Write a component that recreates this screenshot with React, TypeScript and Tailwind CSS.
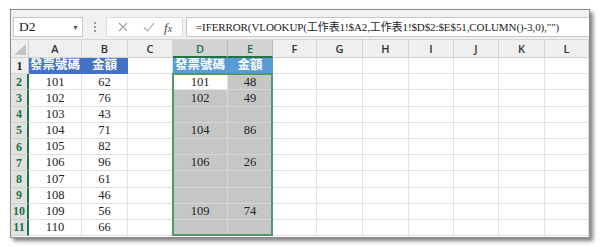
import React from "react";

const COLS = ["A", "B", "C", "D", "E", "F", "G", "H", "I", "J", "K", "L"];
const A = ["101", "102", "103", "104", "105", "106", "107", "108", "109", "110"];
const B = ["62", "76", "43", "71", "82", "96", "61", "46", "56", "66"];
const D = ["101", "102", "", "104", "", "106", "", "", "109", ""];
const E = ["48", "49", "", "86", "", "26", "", "", "74", ""];

const serif = { fontFamily: '"Liberation Serif", "Noto Sans CJK TC", serif' };
const sans = { fontFamily: '"Open Sans", "Liberation Sans", sans-serif' };

export default function App() {
  const rows = Array.from({ length: 11 }, (_, i) => i + 1);
  return (
    <div className="w-[600px] h-[247px] bg-white overflow-hidden">
      <div className="ml-[10px] mt-[9px] w-[580px] h-[229px] border border-[#8c8c8c] bg-[#f1f1f1] shadow-[3px_3px_4px_rgba(0,0,0,0.5)] flex flex-col">
        {/* formula bar */}
        <div className="h-[30px] flex items-start pt-[7px] pl-[2px] border-b border-[#d4d4d4]">
          <div className="w-[70px] h-[20px] bg-white border border-[#c6c6c6] flex items-center justify-between pl-[5px] pr-[3px]">
            <span className="text-[13.5px] text-[#222] leading-none" style={serif}>D2</span>
            <span className="text-[7px] text-[#555] leading-none">▼</span>
          </div>
          <div className="w-[23px] h-[20px] flex flex-col items-center justify-center gap-[2px]">
            <span className="w-[2px] h-[2px] bg-[#9a9a9a]" />
            <span className="w-[2px] h-[2px] bg-[#9a9a9a]" />
            <span className="w-[2px] h-[2px] bg-[#9a9a9a]" />
          </div>
          <div className="w-[77px] h-[20px] bg-white border border-[#dcdcdc] flex items-center">
            <svg width="22" height="18" viewBox="0 0 22 18" className="ml-[5px]">
              <path d="M7 5 L15 13 M15 5 L7 13" stroke="#a6a6a6" strokeWidth="1.1" fill="none" />
            </svg>
            <svg width="22" height="18" viewBox="0 0 22 18" className="ml-[4px]">
              <path d="M6 9.5 L9.5 13 L16 5" stroke="#a6a6a6" strokeWidth="1.1" fill="none" />
            </svg>
            <span className="ml-[4px] text-[13px] italic text-[#444] leading-none" style={serif}>
              f<span className="text-[10px]">x</span>
            </span>
          </div>
          <div className="flex-1 h-[20px] bg-white border border-[#c6c6c6] border-r-0 ml-[3px] flex items-center pl-[9px] overflow-hidden whitespace-nowrap">
            <span className="text-[11px] text-[#222] leading-none tracking-[-0.1px]" style={serif}>
              =IFERROR(VLOOKUP(工作表1!$A2,工作表1!$D$2:$E$51,COLUMN()-3,0),"")
            </span>
          </div>
        </div>
        {/* sheet */}
        <div className="relative flex-1 bg-white">
          <div className="grid grid-cols-[18px_53px_46px_45px_55px_45px_44px_46px_46px_45px_45px_46px_44px] grid-rows-[18px_repeat(11,16.2px)]">
            {/* corner */}
            <div className="bg-[#efefef] border-r border-b border-[#d0d0d0] flex items-end justify-end pr-[2px] pb-[2px]">
              <svg width="12" height="11" viewBox="0 0 12 11">
                <path d="M12 0 L12 11 L0 11 Z" fill="#c4c4c4" />
              </svg>
            </div>
            {COLS.map((c) => {
              const sel = c === "D" || c === "E";
              return (
                <div
                  key={c}
                  className={
                    "flex items-center justify-center text-[11px] font-semibold leading-none border-r " +
                    (sel
                      ? "bg-[#d3d3d3] text-[#217346] border-[#b9b9b9] border-b-2 border-b-[#217346]"
                      : "bg-[#efefef] text-[#333] border-[#d6d6d6] border-b border-b-[#d0d0d0]")
                  }
                  style={sans}
                >
                  {c}
                </div>
              );
            })}
            {rows.map((r) => {
              const selRow = r >= 2;
              const cells: React.ReactNode[] = [];
              cells.push(
                <div
                  key={"h" + r}
                  className={
                    "flex items-center justify-center text-[12px] font-bold leading-none border-b " +
                    (selRow
                      ? "bg-[#e1e1e1] text-[#217346] border-[#cfcfcf] border-r-2 border-r-[#217346]"
                      : "bg-[#efefef] text-[#222] border-[#d6d6d6] border-r border-r-[#c8c8c8]")
                  }
                  style={serif}
                >
                  {r}
                </div>
              );
              COLS.forEach((c) => {
                let text = "";
                let cls = "bg-white text-[#222] border-[#e1e1e1]";
                if (r === 1) {
                  if (c === "A") { text = "發票號碼"; cls = "bg-[#4472c4] text-white border-[#4472c4]"; }
                  else if (c === "B") { text = "金額"; cls = "bg-[#4472c4] text-white border-[#4472c4]"; }
                  else if (c === "D") { text = "發票號碼"; cls = "bg-[#5b9bd5] text-white border-[#5b9bd5]"; }
                  else if (c === "E") { text = "金額"; cls = "bg-[#5b9bd5] text-white border-[#5b9bd5]"; }
                } else {
                  const i = r - 2;
                  if (c === "A") text = A[i];
                  else if (c === "B") text = B[i];
                  else if (c === "D") {
                    text = D[i];
                    if (r !== 2) cls = "bg-[#c6c6c6] text-[#222] border-[#d6d6d6]";
                  } else if (c === "E") {
                    text = E[i];
                    cls = "bg-[#c6c6c6] text-[#222] border-[#d6d6d6]";
                  }
                }
                const isHead = r === 1 && text !== "";
                cells.push(
                  <div
                    key={c + r}
                    className={
                      "flex items-center justify-center border-r border-b leading-none whitespace-nowrap " +
                      (isHead ? "text-[12.5px] font-semibold " : "text-[12.5px] ") +
                      cls
                    }
                    style={serif}
                  >
                    {text}
                  </div>
                );
              });
              return cells;
            })}
          </div>
          {/* selection border */}
          <div className="absolute left-[161px] top-[33.2px] w-[101px] h-[163px] border-2 border-[#4e9a69] pointer-events-none" />
        </div>
      </div>
    </div>
  );
}
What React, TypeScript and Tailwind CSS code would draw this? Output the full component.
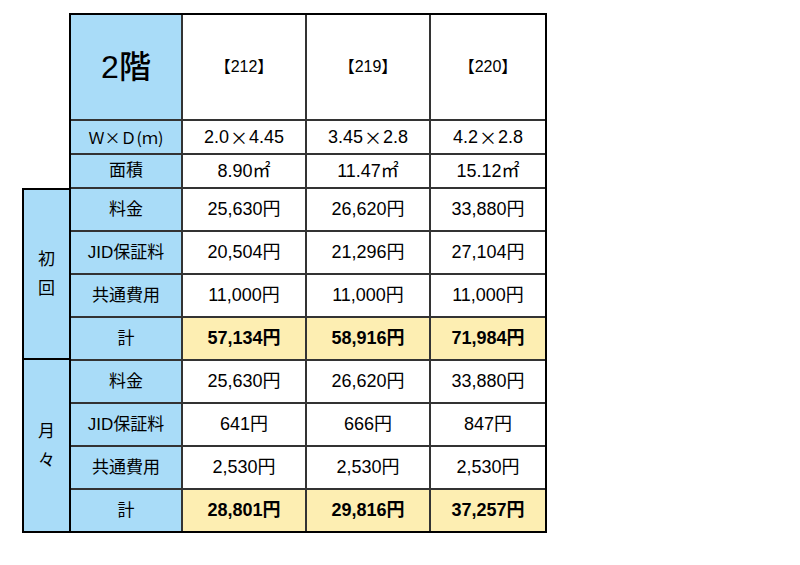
import React from "react";

const font = { fontFamily: '"Liberation Sans", "Noto Sans CJK JP", sans-serif' };
const cjk = { fontFamily: '"Noto Sans CJK JP", sans-serif' };

type Row = { label: React.ReactNode; vals: React.ReactNode[]; total?: boolean };

const X = () => (
  <span style={cjk} className="mx-[1px]">
    ×
  </span>
);

const top: Row[] = [
  {
    label: (
      <span style={cjk} className="text-[16px]">
        Ｗ×Ｄ(ｍ)
      </span>
    ),
    vals: [
      <>2.0<X />4.45</>,
      <>3.45<X />2.8</>,
      <>4.2<X />2.8</>,
    ],
  },
  { label: "面積", vals: ["8.90㎡", "11.47㎡", "15.12㎡"] },
];

const initial: Row[] = [
  { label: "料金", vals: ["25,630円", "26,620円", "33,880円"] },
  { label: "JID保証料", vals: ["20,504円", "21,296円", "27,104円"] },
  { label: "共通費用", vals: ["11,000円", "11,000円", "11,000円"] },
  { label: "計", vals: ["57,134円", "58,916円", "71,984円"], total: true },
];

const monthly: Row[] = [
  { label: "料金", vals: ["25,630円", "26,620円", "33,880円"] },
  { label: "JID保証料", vals: ["641円", "666円", "847円"] },
  { label: "共通費用", vals: ["2,530円", "2,530円", "2,530円"] },
  { label: "計", vals: ["28,801円", "29,816円", "37,257円"], total: true },
];

function Cells({ row }: { row: Row }) {
  return (
    <>
      <div className="bg-[#a9dcf8] flex items-center justify-center text-[17px] text-black">
        {row.label}
      </div>
      {row.vals.map((v, i) => (
        <div
          key={i}
          className={
            row.total
              ? "bg-[#fdeeb2] flex items-center justify-center text-[18px] font-bold text-black"
              : "bg-white flex items-center justify-center text-[18px] text-black"
          }
        >
          {v}
        </div>
      ))}
    </>
  );
}

export default function App() {
  return (
    <div className="w-[800px] h-[565px] bg-white" style={font}>
      <div className="flex items-end pl-[22px] pt-[13px]">
        <div className="flex flex-col w-[47px] h-[345px] border-2 border-r-0 border-black">
          <div className="h-[170px] bg-[#a9dcf8] border-b-2 border-black flex flex-col items-center justify-center text-[17px] leading-[29px] text-black">
            <span>初</span>
            <span>回</span>
          </div>
          <div className="flex-1 bg-[#a9dcf8] flex flex-col items-center justify-center text-[17px] leading-[29px] text-black">
            <span>月</span>
            <span>々</span>
          </div>
        </div>
        <div className="border-2 border-black bg-[#333]">
          <div className="grid grid-cols-[110px_122px_122px_114px] grid-rows-[104px_32px_32px_repeat(8,41px)] gap-[2px]">
            <div className="bg-[#a9dcf8] flex items-center justify-center text-[32px] font-medium text-black">
              2階
            </div>
            {["【212】", "【219】", "【220】"].map((t) => (
              <div
                key={t}
                className="bg-white flex items-center justify-center text-[16px] text-black"
              >
                {t}
              </div>
            ))}
            {top.map((r, i) => (
              <Cells key={"t" + i} row={r} />
            ))}
            {initial.map((r, i) => (
              <Cells key={"i" + i} row={r} />
            ))}
            {monthly.map((r, i) => (
              <Cells key={"m" + i} row={r} />
            ))}
          </div>
        </div>
      </div>
    </div>
  );
}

_ _ _ _ _

#### [Exercise details]
Locate the lines above that hold the word "component". Show every one of them.

#### [Output for this exercise]
Write a component that recreates this screenshot with React, TypeScript and Tailwind CSS.
What React, TypeScript and Tailwind CSS code would draw this? Output the full component.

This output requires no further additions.